Oil and gas exploration and production company Halcon Resources Corp (NYSE:HK) focuses on onshore U.S. shale plays such as North Dakota’s Bakken. It is down over 40% in the last year, with many market players expecting further declines (16% of the float is held short). Profitability is very low, but revenue has recently been surging as production has increased. Consensus forecasts see EPS roughly doubling from 31 cents this year to 64 cents in 2014. If Halcon Resources Corp (NYSE:HK) hits that target then the current market capitalization of just over $2 billion would represent a forward earnings multiple of 9.

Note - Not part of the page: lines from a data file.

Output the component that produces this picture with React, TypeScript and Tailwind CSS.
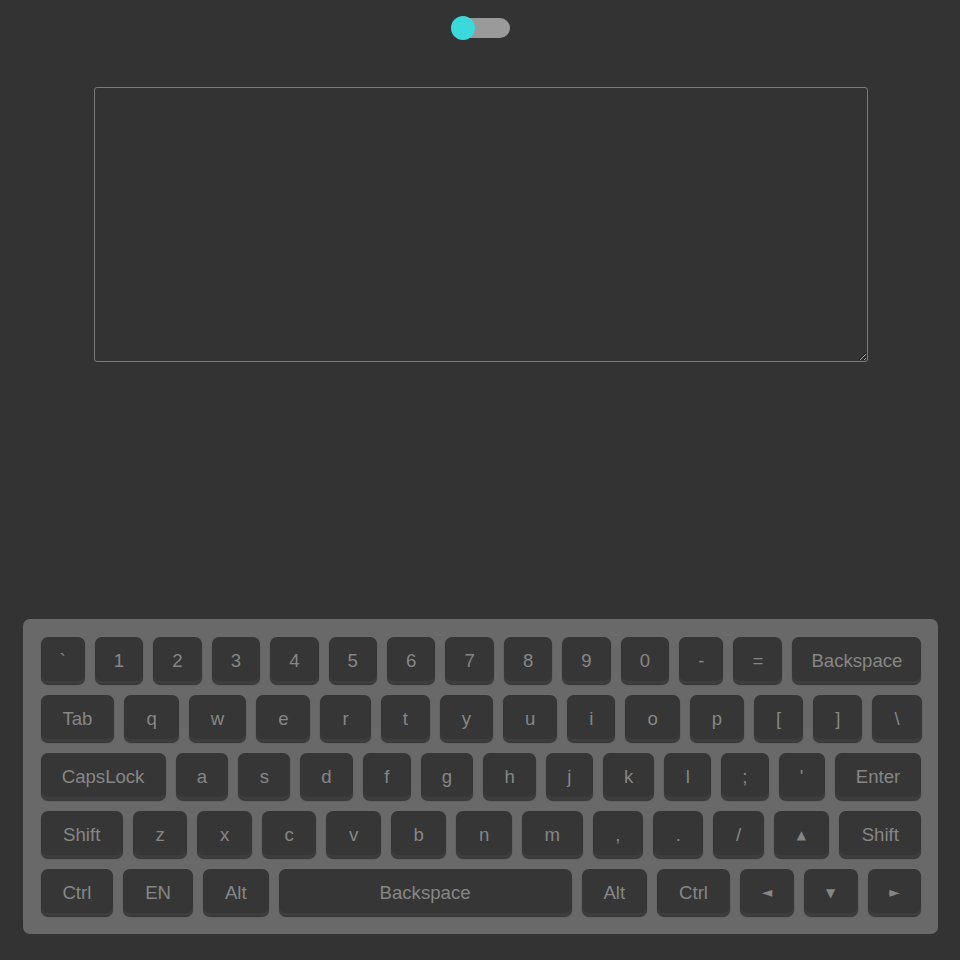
import React from "react";

type K = { label: string; wide?: boolean; arrow?: boolean; side?: boolean };

const rows: K[][] = [
  ["`", "1", "2", "3", "4", "5", "6", "7", "8", "9", "0", "-", "=", "Backspace"].map((l) => ({ label: l })),
  ["Tab", "q", "w", "e", "r", "t", "y", "u", "i", "o", "p", "[", "]", "\\"].map((l) => ({ label: l })),
  ["CapsLock", "a", "s", "d", "f", "g", "h", "j", "k", "l", ";", "'", "Enter"].map((l) => ({ label: l })),
  [
    ...["Shift", "z", "x", "c", "v", "b", "n", "m", ",", ".", "/"].map((l) => ({ label: l })),
    { label: "▲", arrow: true },
    { label: "Shift" },
  ],
  [
    { label: "Ctrl" },
    { label: "EN" },
    { label: "Alt" },
    { label: "Backspace", wide: true },
    { label: "Alt" },
    { label: "Ctrl" },
    { label: "◄", arrow: true, side: true },
    { label: "▼", arrow: true },
    { label: "►", arrow: true, side: true },
  ],
];

function Key({ k }: { k: K }) {
  return (
    <div
      className={
        (k.wide ? "flex-none w-[293px] " : "flex-auto ") +
        "h-[47px] px-[4px] rounded-[7px] bg-[#363636] flex items-center justify-center whitespace-nowrap text-[#868686] shadow-[inset_0_-3px_0_rgba(255,255,255,0.035),0_1px_1px_rgba(0,0,0,0.5)] " +
        (k.arrow ? "font-['DejaVu_Sans',sans-serif]" : "text-[18.6px]")
      }
    >
      {k.arrow ? (
        <span
          className={
            "inline-flex w-[10px] justify-center " + (k.side ? "text-[14px]" : "text-[12px]")
          }
        >
          {k.label}
        </span>
      ) : (
        k.label
      )}
    </div>
  );
}

export default function App() {
  return (
    <div className="h-[960px] overflow-hidden bg-[#333333] flex flex-col items-center font-['Liberation_Sans',Arial,sans-serif]">
      <div className="mt-[18px] ml-[3px] relative w-[57px] h-[20px] rounded-full bg-[#9a9a9a]">
        <div className="absolute left-[-2px] top-[-2px] w-[24px] h-[24px] rounded-full bg-[#3bd8dc]" />
      </div>
      <textarea
        className="mt-[49px] ml-[1px] w-[774px] h-[275px] bg-transparent border border-[#7a7a7a] rounded-[3px] text-[#ccc] outline-none p-2"
      />
      <div className="mt-[257px] w-[915px] h-[315px] rounded-[7px] bg-[#696969] pt-[18px] pb-[18px] pl-[18px] pr-[16px] flex flex-col gap-[11px]">
        {rows.map((r, i) => (
          <div key={i} className="flex gap-[10px]">
            {r.map((k, j) => (
              <Key key={j} k={k} />
            ))}
          </div>
        ))}
      </div>
    </div>
  );
}
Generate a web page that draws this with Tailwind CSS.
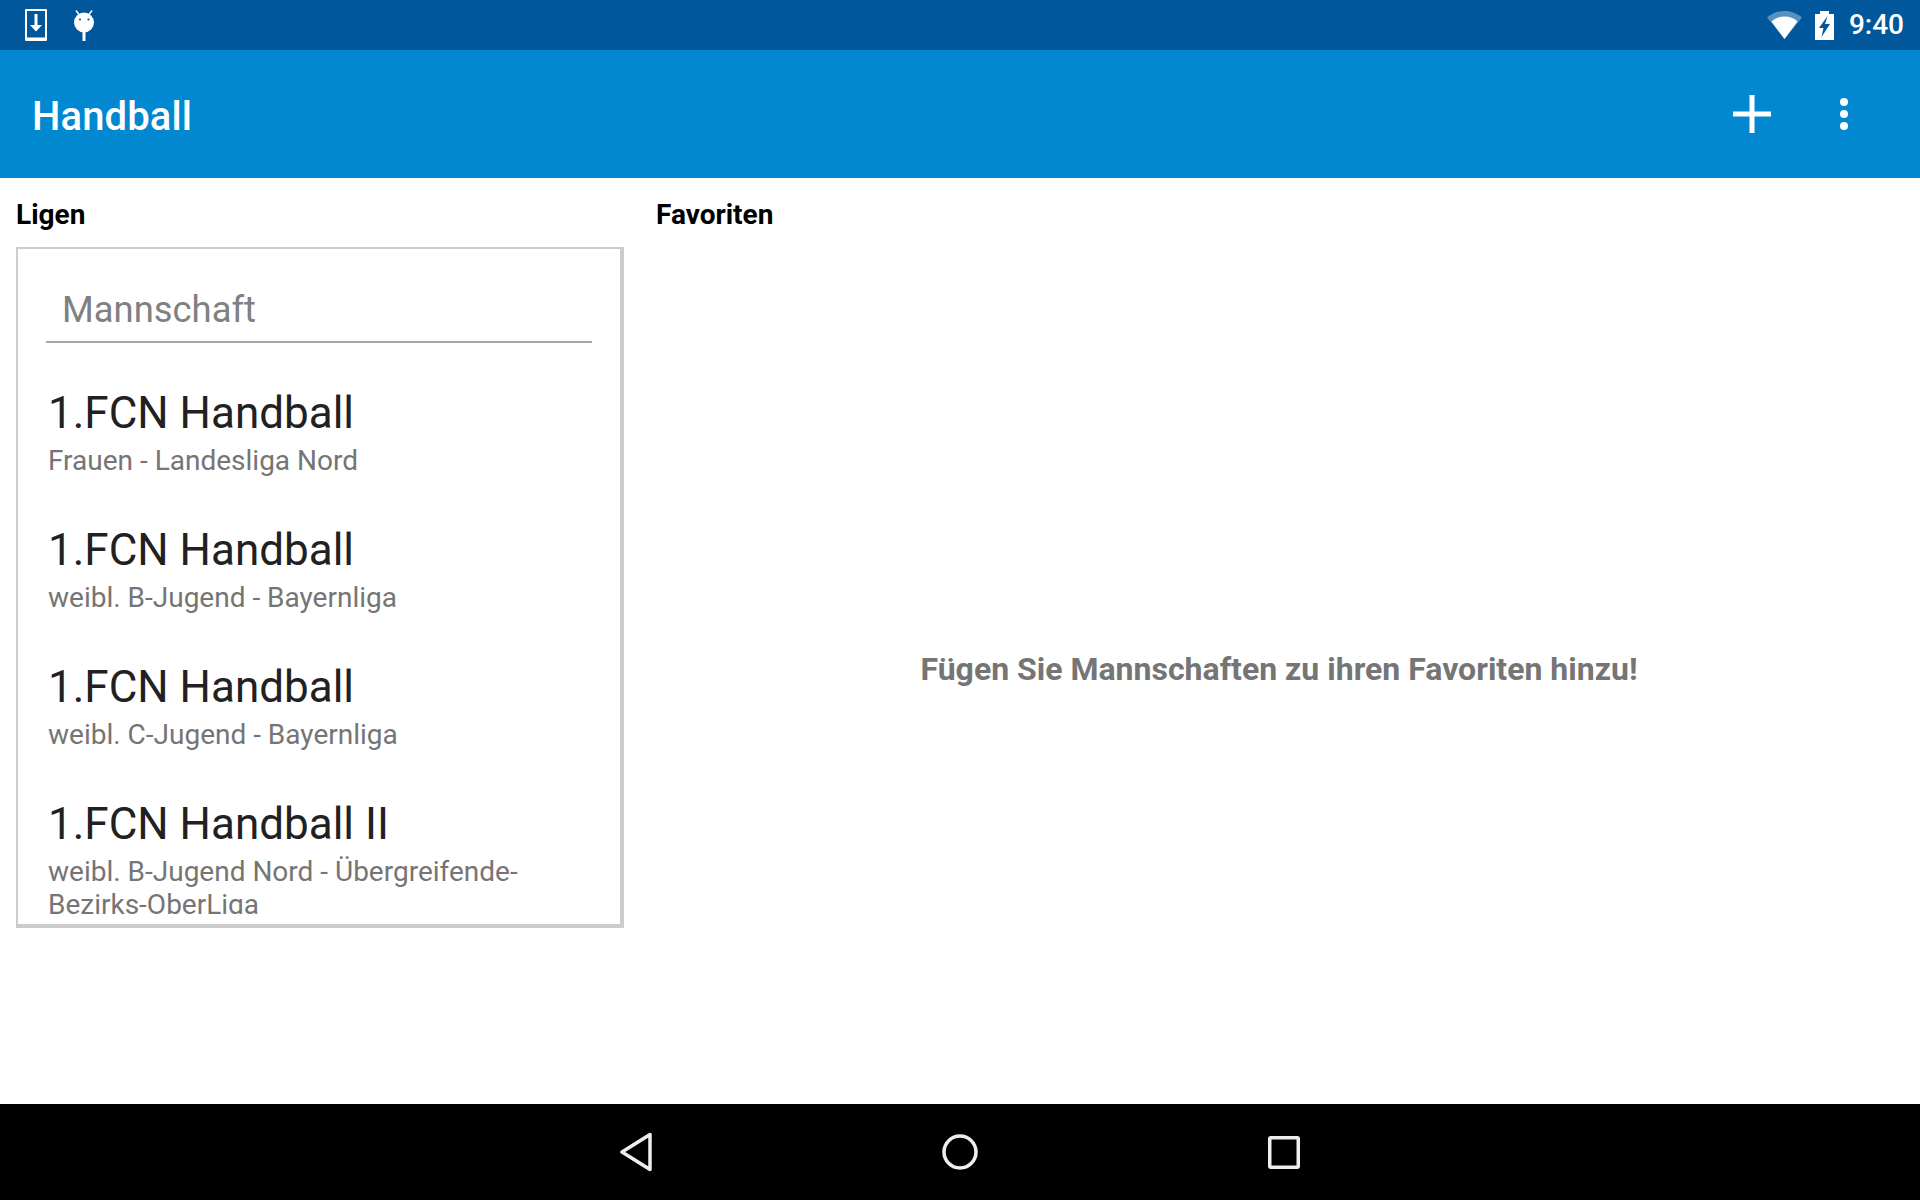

Rounding out our list is Cliffs Natural Resources Inc (NYSE:CLF), which has plunged over 60% since the end of June 2012. It’s also a quite popular short target, with the most recent data showing that short sellers are responsible for 32% of the float. Cliffs produces iron ore and metallurgical coal- each an input in steel production, and therefore dependent on the overall economy. At its current market cap, it is valued at 9 times expected earnings for 2014. SAC Capital Advisors, managed by billionaire Steve Cohen, owned 3.5 million shares of Cliffs Natural Resources Inc (NYSE:CLF) as of the end of March; find Cohen’s favorite stocks.
There are many ways to analyze Mr. Market and its hundreds of publicly traded companies, but one way to find deep value plays is by looking at stocks that are down significantly and cheap. Obviously, the aforementioned five companies—Cliffs Natural Resources, Halcon Resources, Apollo Group, Teck Resources Ltd (USA) (NYSE:TCK) and Barrick Gold Corporation (USA) (NYSE:ABX)—can be considered value traps, but there’s an equal chance that they could turn it around. We’ll be watching closely for the rest of 2013.